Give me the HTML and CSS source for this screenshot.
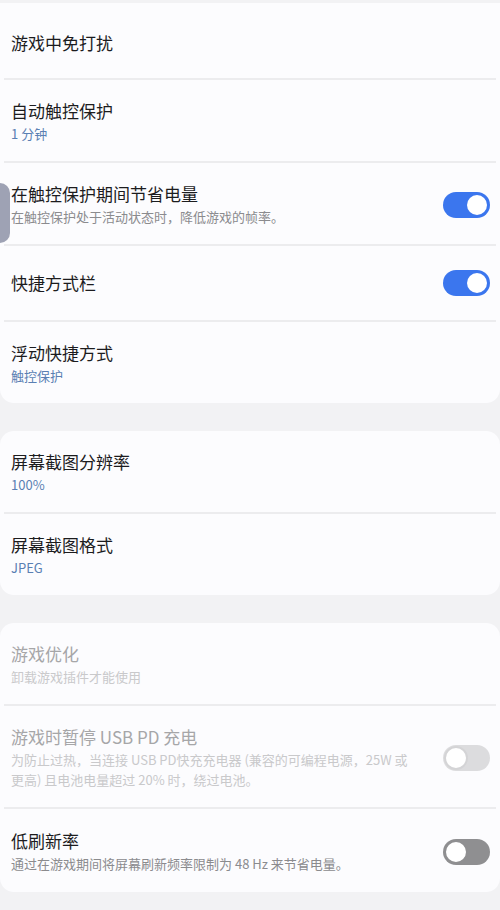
FILE: index.html
```html
<!DOCTYPE html>
<html lang="zh-CN">
<head>
    <meta charset="UTF-8">
    <title>游戏设置</title>
    <link rel="stylesheet" href="styles.css">
</head>
<body>
    <div class="edge-handle"></div>

    <div class="card first">
        <div class="row single top">
            <div class="text">
                <div class="title">游戏中免打扰</div>
            </div>
        </div>
        <div class="row">
            <div class="text">
                <div class="title">自动触控保护</div>
                <div class="sub value">1 分钟</div>
            </div>
        </div>
        <div class="row">
            <div class="text">
                <div class="title">在触控保护期间节省电量</div>
                <div class="sub">在触控保护处于活动状态时，降低游戏的帧率。</div>
            </div>
            <div class="switch on"><span class="knob"></span></div>
        </div>
        <div class="row single">
            <div class="text">
                <div class="title">快捷方式栏</div>
            </div>
            <div class="switch on"><span class="knob"></span></div>
        </div>
        <div class="row">
            <div class="text">
                <div class="title">浮动快捷方式</div>
                <div class="sub value">触控保护</div>
            </div>
        </div>
    </div>

    <div class="card">
        <div class="row">
            <div class="text">
                <div class="title">屏幕截图分辨率</div>
                <div class="sub value">100%</div>
            </div>
        </div>
        <div class="row">
            <div class="text">
                <div class="title">屏幕截图格式</div>
                <div class="sub value">JPEG</div>
            </div>
        </div>
    </div>

    <div class="card">
        <div class="row disabled">
            <div class="text">
                <div class="title">游戏优化</div>
                <div class="sub">卸载游戏插件才能使用</div>
            </div>
        </div>
        <div class="row disabled">
            <div class="text">
                <div class="title">游戏时暂停 USB PD 充电</div>
                <div class="sub">为防止过热，当连接 USB PD快充充电器 (兼容的可编程电源，25W 或更高) 且电池电量超过 20% 时，绕过电池。</div>
            </div>
            <div class="switch off"><span class="knob"></span></div>
        </div>
        <div class="row">
            <div class="text">
                <div class="title">低刷新率</div>
                <div class="sub">通过在游戏期间将屏幕刷新频率限制为 48 Hz 来节省电量。</div>
            </div>
            <div class="switch off"><span class="knob"></span></div>
        </div>
    </div>
</body>
</html>
```

FILE: styles.css
```css
body {
    margin: 0;
    padding: 3px 0 0;
    background: #f2f2f4;
    font-family: "Noto Sans CJK SC", "Noto Sans", sans-serif;
    color: #1c1c1e;
    position: relative;
}
.edge-handle {
    position: absolute;
    left: 0;
    top: 183px;
    width: 10px;
    height: 60px;
    background: #9ea2b4;
    border-radius: 0 10px 10px 0;
}
.card {
    background: #fcfcfe;
    border-radius: 14px;
    margin-bottom: 28px;
    padding: 0 4px;
}
.card.first {
    border-radius: 0 0 14px 14px;
}
.row {
    display: flex;
    align-items: center;
    padding: 19px 6px 17px 7px;
    border-bottom: 2px solid #ececee;
}
.row:last-child {
    border-bottom: none;
}
.row.single {
    padding-top: 24px;
    padding-bottom: 24px;
}
.row.single.top {
    padding-top: 28px;
    padding-bottom: 23px;
}
.card:last-child .row:last-child {
    padding-top: 20px;
    padding-bottom: 18px;
}
.text {
    flex: 1;
    padding-right: 30px;
}
.title {
    font-size: 17px;
    line-height: 24px;
}
.sub {
    font-size: 13px;
    line-height: 20px;
    margin-top: 1px;
    color: #8b8b8e;
}
.sub.value {
    color: #5a7fb3;
}
.disabled .title {
    color: #a6a6a8;
}
.disabled .sub {
    color: #c9c9cb;
}
.switch {
    width: 47px;
    height: 26px;
    border-radius: 13px;
    box-sizing: border-box;
    padding: 3px;
    display: flex;
    flex-shrink: 0;
}
.switch .knob {
    width: 20px;
    height: 20px;
    border-radius: 50%;
    background: #fff;
}
.switch.on {
    background: #3b76ee;
    justify-content: flex-end;
}
.switch.off {
    background: #8f8f91;
    padding: 1px;
}
.switch.off .knob {
    width: 20px;
    height: 20px;
    border: 2px solid #8f8f91;
}
.disabled .switch.off {
    background: #dcdcde;
}
.disabled .switch.off .knob {
    border-color: #d4d4d6;
}
```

------------------------------------

Return the material word for word. Pictures are not part of the copy.

Give me the HTML and CSS source for this screenshot.
FILE: index.html
```html
<!DOCTYPE html>
<html lang="zh-CN">
<head>
    <meta charset="UTF-8">
    <title>游戏设置</title>
    <link rel="stylesheet" href="styles.css">
</head>
<body>
    <div class="edge-handle"></div>

    <div class="card first">
        <div class="row single top">
            <div class="text">
                <div class="title">游戏中免打扰</div>
            </div>
        </div>
        <div class="row">
            <div class="text">
                <div class="title">自动触控保护</div>
                <div class="sub value">1 分钟</div>
            </div>
        </div>
        <div class="row">
            <div class="text">
                <div class="title">在触控保护期间节省电量</div>
                <div class="sub">在触控保护处于活动状态时，降低游戏的帧率。</div>
            </div>
            <div class="switch on"><span class="knob"></span></div>
        </div>
        <div class="row single">
            <div class="text">
                <div class="title">快捷方式栏</div>
            </div>
            <div class="switch on"><span class="knob"></span></div>
        </div>
        <div class="row">
            <div class="text">
                <div class="title">浮动快捷方式</div>
                <div class="sub value">触控保护</div>
            </div>
        </div>
    </div>

    <div class="card">
        <div class="row">
            <div class="text">
                <div class="title">屏幕截图分辨率</div>
                <div class="sub value">100%</div>
            </div>
        </div>
        <div class="row">
            <div class="text">
                <div class="title">屏幕截图格式</div>
                <div class="sub value">JPEG</div>
            </div>
        </div>
    </div>

    <div class="card">
        <div class="row disabled">
            <div class="text">
                <div class="title">游戏优化</div>
                <div class="sub">卸载游戏插件才能使用</div>
            </div>
        </div>
        <div class="row disabled">
            <div class="text">
                <div class="title">游戏时暂停 USB PD 充电</div>
                <div class="sub">为防止过热，当连接 USB PD快充充电器 (兼容的可编程电源，25W 或更高) 且电池电量超过 20% 时，绕过电池。</div>
            </div>
            <div class="switch off"><span class="knob"></span></div>
        </div>
        <div class="row">
            <div class="text">
                <div class="title">低刷新率</div>
                <div class="sub">通过在游戏期间将屏幕刷新频率限制为 48 Hz 来节省电量。</div>
            </div>
            <div class="switch off"><span class="knob"></span></div>
        </div>
    </div>
</body>
</html>
```

FILE: styles.css
```css
body {
    margin: 0;
    padding: 3px 0 0;
    background: #f2f2f4;
    font-family: "Noto Sans CJK SC", "Noto Sans", sans-serif;
    color: #1c1c1e;
    position: relative;
}
.edge-handle {
    position: absolute;
    left: 0;
    top: 183px;
    width: 10px;
    height: 60px;
    background: #9ea2b4;
    border-radius: 0 10px 10px 0;
}
.card {
    background: #fcfcfe;
    border-radius: 14px;
    margin-bottom: 28px;
    padding: 0 4px;
}
.card.first {
    border-radius: 0 0 14px 14px;
}
.row {
    display: flex;
    align-items: center;
    padding: 19px 6px 17px 7px;
    border-bottom: 2px solid #ececee;
}
.row:last-child {
    border-bottom: none;
}
.row.single {
    padding-top: 24px;
    padding-bottom: 24px;
}
.row.single.top {
    padding-top: 28px;
    padding-bottom: 23px;
}
.card:last-child .row:last-child {
    padding-top: 20px;
    padding-bottom: 18px;
}
.text {
    flex: 1;
    padding-right: 30px;
}
.title {
    font-size: 17px;
    line-height: 24px;
}
.sub {
    font-size: 13px;
    line-height: 20px;
    margin-top: 1px;
    color: #8b8b8e;
}
.sub.value {
    color: #5a7fb3;
}
.disabled .title {
    color: #a6a6a8;
}
.disabled .sub {
    color: #c9c9cb;
}
.switch {
    width: 47px;
    height: 26px;
    border-radius: 13px;
    box-sizing: border-box;
    padding: 3px;
    display: flex;
    flex-shrink: 0;
}
.switch .knob {
    width: 20px;
    height: 20px;
    border-radius: 50%;
    background: #fff;
}
.switch.on {
    background: #3b76ee;
    justify-content: flex-end;
}
.switch.off {
    background: #8f8f91;
    padding: 1px;
}
.switch.off .knob {
    width: 20px;
    height: 20px;
    border: 2px solid #8f8f91;
}
.disabled .switch.off {
    background: #dcdcde;
}
.disabled .switch.off .knob {
    border-color: #d4d4d6;
}
```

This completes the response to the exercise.